The rewards of exposure aren't all that rewarding
I guess the primary "obvious rewards" would be book deals, television appearances and the like (unless I'm missing something more "obvious"), but to really capitalise on those you'd probably need to commit a lot of time to it (likely giving up your day job, which may even pay more), there isn't much of a guarantee that people will care much or believe you and people will lose interest soon enough (so it's only temporary profit). You also need to want that fame (or need the money), which could potentially be detected and avoided in any new members that are recruited to a reasonable degree.

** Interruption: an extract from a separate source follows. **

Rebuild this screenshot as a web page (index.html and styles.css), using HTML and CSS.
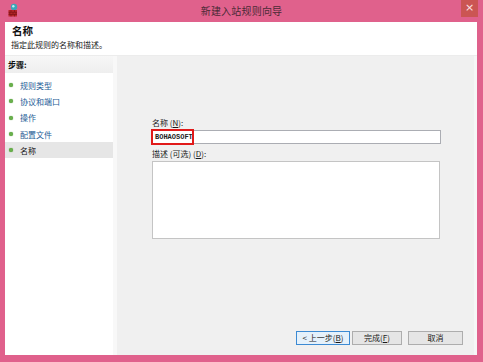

If you try to go the route of exposing their crimes to the government, the most you can probably hope for is not being charged yourself. Unless you want to opt for blackmail, but that's a whole other can of worms.
Not to mention anything you yourself did for the organisation may affect your future career outside the organisation and/or your freedom.
Then there's the question of how much information you actually have to expose. The top-level members will probably have some huge secrets, but what the low-level members know is probably a lot more limited, not that extreme and less believable if they're not a prominent figure in society (which would probably typically be the high-level members instead).
Even if you just contrast this against the direct benefit of being a member, exposing them already doesn't make too much sense. Then add all the reasons mentioned in the other answers and it really doesn't make sense.
The most compelling reward is likely morality and wanting people to know about it, but the organisation has already failed if you recruit people motivated strongly by this.